Experiential Awareness

By Dorit Netzer M.A. ATR-BC, LCAT

As an art therapist, there is nothing more rewarding for me than to witness a client gain experiential awareness through his/her own artwork. What I refer to is the moment in which a person looks at his/her own creation in wonder and amazement as there, right before his/her own eyes, lies the answer to an emotional entanglement and it not only looks clear, it is felt clearly as an image of deep personal knowledge. What I observe is, perhaps, elementary and familiar: that being taught or advised about ways of becoming healthier and more satisfied with one’s life is not as powerful as learning through one’s own experience.

Change through experience is moving, figuratively and literally. The experience becomes even more meaningful when the individual realizes that the direction of movement lies within. This realization sometimes occurs upon waking from a dream that makes sense. Like in a dream, the art making in art therapy entails a sense of authorship, of drawing on one’s own inner knowing. Different from a dream, the wakefulness in drawing and the artwork as a concrete testimony assist the individual in owning, embracing, and, likely, act on his/her own discovery.

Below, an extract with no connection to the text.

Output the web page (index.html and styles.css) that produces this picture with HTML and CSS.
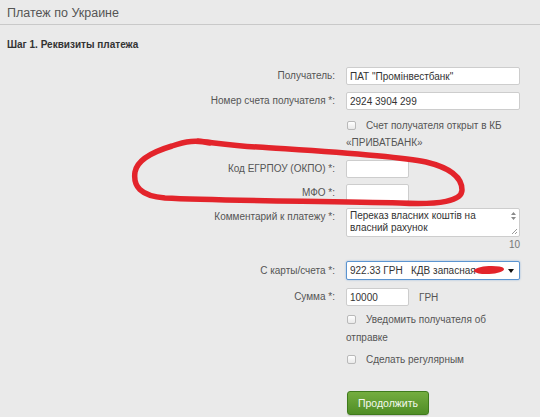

If just open enough to trust that there is more to us than cerebral knowing, people experience their inner power through their art; the image surfacing unannounced, waiting to be noticed and acknowledged. Like a dream puzzle, which can be forgotten upon waking or remain an enigma, the drawing can remain a surface of color and form, an unexplained group of symbols. Yet the remembered experience of making it is independently empowering, in itself a fulfilling sense of being active and speaking one’s own voice.

Like children, adults who go back to drawing without too much self-consciousness are not concerned with imitating how things looks; rather, they point their gaze inward. The richness of the world they discover and are able to express two dimensionally in simple lines of crayon becomes a source of creativity and vitality in their multidimensional daily lives.